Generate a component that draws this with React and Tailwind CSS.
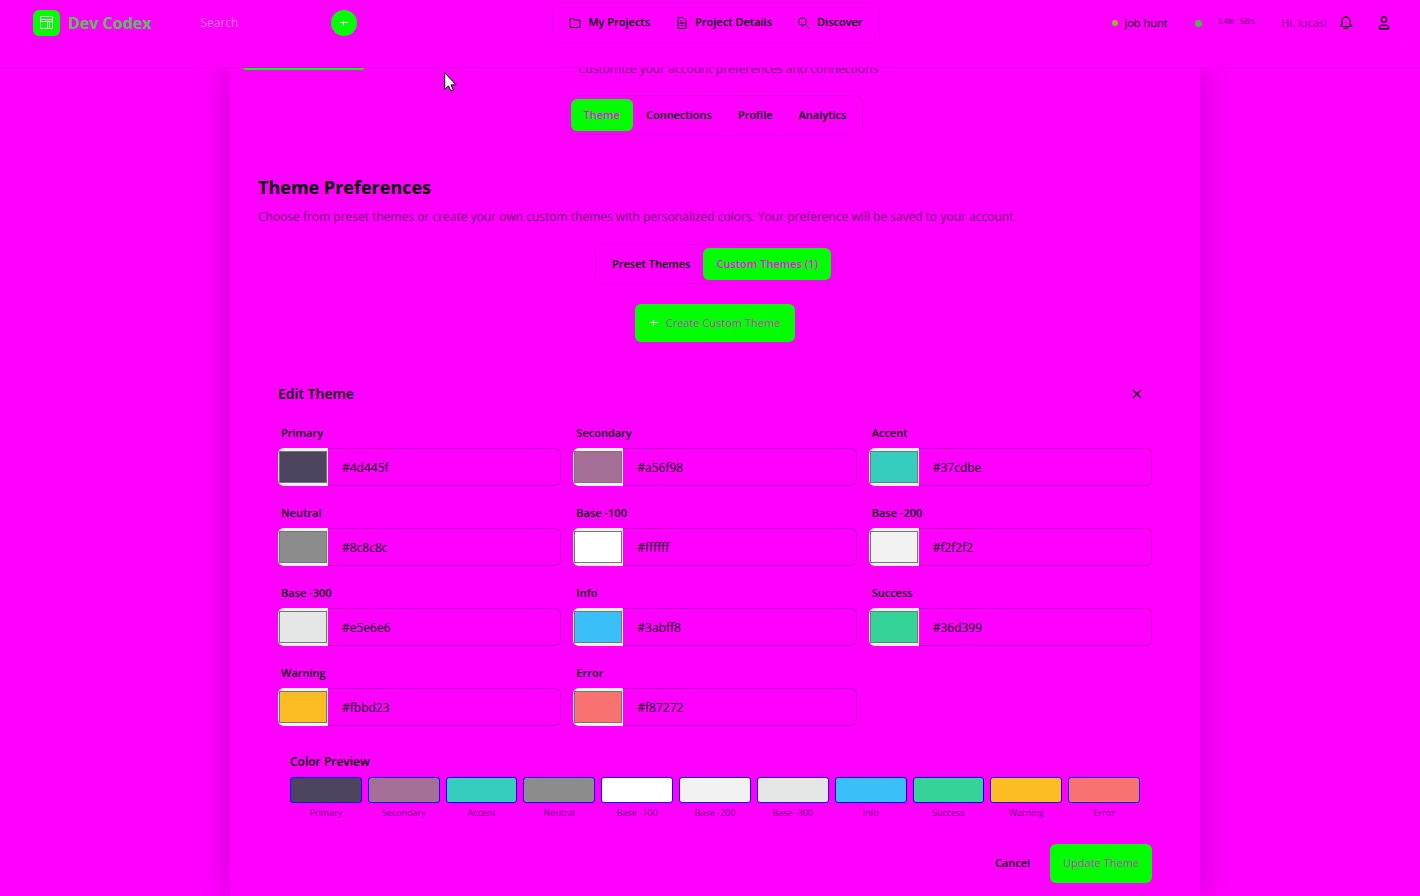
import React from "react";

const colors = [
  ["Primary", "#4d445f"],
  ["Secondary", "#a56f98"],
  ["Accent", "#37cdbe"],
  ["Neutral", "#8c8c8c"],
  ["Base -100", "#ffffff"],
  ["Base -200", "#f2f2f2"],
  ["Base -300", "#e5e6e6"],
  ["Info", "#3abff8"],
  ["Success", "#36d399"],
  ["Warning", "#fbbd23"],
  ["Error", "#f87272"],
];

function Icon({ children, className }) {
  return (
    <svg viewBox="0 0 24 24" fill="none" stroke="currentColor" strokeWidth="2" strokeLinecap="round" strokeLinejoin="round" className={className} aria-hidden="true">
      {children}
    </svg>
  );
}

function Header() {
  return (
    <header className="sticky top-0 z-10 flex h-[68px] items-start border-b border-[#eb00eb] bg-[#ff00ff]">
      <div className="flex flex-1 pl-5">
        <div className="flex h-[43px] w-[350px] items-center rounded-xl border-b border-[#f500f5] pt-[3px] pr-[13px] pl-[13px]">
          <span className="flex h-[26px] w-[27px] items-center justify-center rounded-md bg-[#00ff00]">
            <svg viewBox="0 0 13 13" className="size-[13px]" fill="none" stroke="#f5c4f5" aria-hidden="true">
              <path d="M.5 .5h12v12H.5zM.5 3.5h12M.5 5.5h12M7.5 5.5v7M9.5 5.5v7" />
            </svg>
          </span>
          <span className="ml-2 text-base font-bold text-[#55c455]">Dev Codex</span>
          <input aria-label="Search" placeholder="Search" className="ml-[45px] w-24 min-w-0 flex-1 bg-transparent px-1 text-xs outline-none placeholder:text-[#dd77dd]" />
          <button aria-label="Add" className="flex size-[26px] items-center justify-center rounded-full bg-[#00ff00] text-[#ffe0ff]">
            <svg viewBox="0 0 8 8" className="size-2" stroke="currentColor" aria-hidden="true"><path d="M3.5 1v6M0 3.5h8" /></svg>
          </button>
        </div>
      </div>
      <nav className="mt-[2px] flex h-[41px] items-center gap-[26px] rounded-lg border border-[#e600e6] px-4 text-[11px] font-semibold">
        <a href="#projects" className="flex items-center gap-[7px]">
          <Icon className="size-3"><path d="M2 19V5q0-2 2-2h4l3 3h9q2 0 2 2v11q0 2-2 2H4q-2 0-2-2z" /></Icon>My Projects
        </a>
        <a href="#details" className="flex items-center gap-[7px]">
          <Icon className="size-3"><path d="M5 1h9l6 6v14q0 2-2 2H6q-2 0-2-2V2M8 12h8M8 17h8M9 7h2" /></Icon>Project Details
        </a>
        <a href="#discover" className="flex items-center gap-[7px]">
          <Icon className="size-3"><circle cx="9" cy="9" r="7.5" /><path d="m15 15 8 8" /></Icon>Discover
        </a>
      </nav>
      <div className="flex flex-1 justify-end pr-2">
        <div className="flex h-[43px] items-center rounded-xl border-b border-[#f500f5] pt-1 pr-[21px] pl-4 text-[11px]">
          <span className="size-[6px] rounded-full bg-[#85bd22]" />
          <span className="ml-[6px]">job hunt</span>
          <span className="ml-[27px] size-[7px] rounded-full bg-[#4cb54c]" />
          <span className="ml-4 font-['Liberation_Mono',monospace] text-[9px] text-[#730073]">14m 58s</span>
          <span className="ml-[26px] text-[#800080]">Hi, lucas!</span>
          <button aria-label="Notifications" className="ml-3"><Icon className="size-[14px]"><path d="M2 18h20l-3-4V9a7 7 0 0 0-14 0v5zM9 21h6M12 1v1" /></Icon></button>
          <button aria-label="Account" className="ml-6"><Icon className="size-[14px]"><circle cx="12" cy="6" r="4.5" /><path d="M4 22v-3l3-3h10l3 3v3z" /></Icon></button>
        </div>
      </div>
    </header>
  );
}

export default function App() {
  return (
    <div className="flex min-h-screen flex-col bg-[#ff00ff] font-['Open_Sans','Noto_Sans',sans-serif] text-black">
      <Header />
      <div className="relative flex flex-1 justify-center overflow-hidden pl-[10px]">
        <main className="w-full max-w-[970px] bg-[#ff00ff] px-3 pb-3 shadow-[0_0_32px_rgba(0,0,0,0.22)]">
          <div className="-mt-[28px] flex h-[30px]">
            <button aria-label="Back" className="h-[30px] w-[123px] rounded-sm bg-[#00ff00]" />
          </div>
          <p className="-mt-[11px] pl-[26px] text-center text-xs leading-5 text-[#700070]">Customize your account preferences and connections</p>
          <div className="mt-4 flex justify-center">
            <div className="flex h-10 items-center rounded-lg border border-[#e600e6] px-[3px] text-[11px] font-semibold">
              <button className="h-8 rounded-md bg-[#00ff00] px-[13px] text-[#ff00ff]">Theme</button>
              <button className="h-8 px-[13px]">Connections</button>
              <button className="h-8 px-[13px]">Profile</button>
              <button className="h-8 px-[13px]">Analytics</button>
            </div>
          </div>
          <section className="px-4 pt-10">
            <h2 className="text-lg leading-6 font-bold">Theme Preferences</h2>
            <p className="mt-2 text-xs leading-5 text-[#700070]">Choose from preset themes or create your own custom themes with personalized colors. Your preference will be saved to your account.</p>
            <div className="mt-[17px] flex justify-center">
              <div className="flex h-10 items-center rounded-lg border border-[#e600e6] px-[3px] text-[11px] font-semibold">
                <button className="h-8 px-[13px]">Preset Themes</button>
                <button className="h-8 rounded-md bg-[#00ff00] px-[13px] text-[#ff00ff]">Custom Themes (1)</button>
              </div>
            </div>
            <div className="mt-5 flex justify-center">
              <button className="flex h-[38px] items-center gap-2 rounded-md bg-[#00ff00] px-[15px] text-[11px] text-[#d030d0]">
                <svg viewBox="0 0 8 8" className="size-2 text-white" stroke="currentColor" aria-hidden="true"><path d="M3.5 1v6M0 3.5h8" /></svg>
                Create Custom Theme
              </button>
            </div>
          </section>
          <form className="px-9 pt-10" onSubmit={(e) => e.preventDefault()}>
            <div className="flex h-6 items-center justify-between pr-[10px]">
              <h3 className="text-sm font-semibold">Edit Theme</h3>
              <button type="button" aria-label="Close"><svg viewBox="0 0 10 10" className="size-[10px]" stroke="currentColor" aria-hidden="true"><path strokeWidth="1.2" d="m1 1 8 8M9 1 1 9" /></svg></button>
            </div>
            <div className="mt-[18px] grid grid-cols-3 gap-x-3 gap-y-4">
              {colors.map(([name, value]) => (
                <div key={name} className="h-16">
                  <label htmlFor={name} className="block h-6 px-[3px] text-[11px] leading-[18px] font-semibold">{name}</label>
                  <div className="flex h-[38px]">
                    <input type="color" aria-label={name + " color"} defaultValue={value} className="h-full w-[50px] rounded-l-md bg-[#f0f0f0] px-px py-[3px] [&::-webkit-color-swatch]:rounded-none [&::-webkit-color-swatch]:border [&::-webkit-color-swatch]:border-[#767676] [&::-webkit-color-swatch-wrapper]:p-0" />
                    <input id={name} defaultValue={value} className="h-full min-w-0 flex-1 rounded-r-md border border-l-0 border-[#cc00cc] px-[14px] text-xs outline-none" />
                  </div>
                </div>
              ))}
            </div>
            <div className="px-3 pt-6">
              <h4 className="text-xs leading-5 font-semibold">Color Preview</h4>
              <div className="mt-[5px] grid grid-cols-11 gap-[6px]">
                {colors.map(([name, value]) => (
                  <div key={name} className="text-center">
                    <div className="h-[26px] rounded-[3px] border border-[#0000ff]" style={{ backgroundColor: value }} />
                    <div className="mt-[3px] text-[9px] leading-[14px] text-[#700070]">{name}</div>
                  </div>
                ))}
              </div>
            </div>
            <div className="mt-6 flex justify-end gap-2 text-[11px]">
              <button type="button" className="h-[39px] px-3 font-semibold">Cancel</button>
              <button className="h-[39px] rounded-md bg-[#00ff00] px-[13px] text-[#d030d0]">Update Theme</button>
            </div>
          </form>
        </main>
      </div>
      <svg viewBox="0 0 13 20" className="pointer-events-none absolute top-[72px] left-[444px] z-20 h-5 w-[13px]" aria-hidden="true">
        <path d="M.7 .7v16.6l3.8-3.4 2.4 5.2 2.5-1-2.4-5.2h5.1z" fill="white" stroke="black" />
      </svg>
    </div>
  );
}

JOB> Copy exactly the lines running from the beginning of the listing through the line that has "import React from". Drop the pictures.

COMPLETED TASK>
Generate a component that draws this with React and Tailwind CSS.
import React from "react";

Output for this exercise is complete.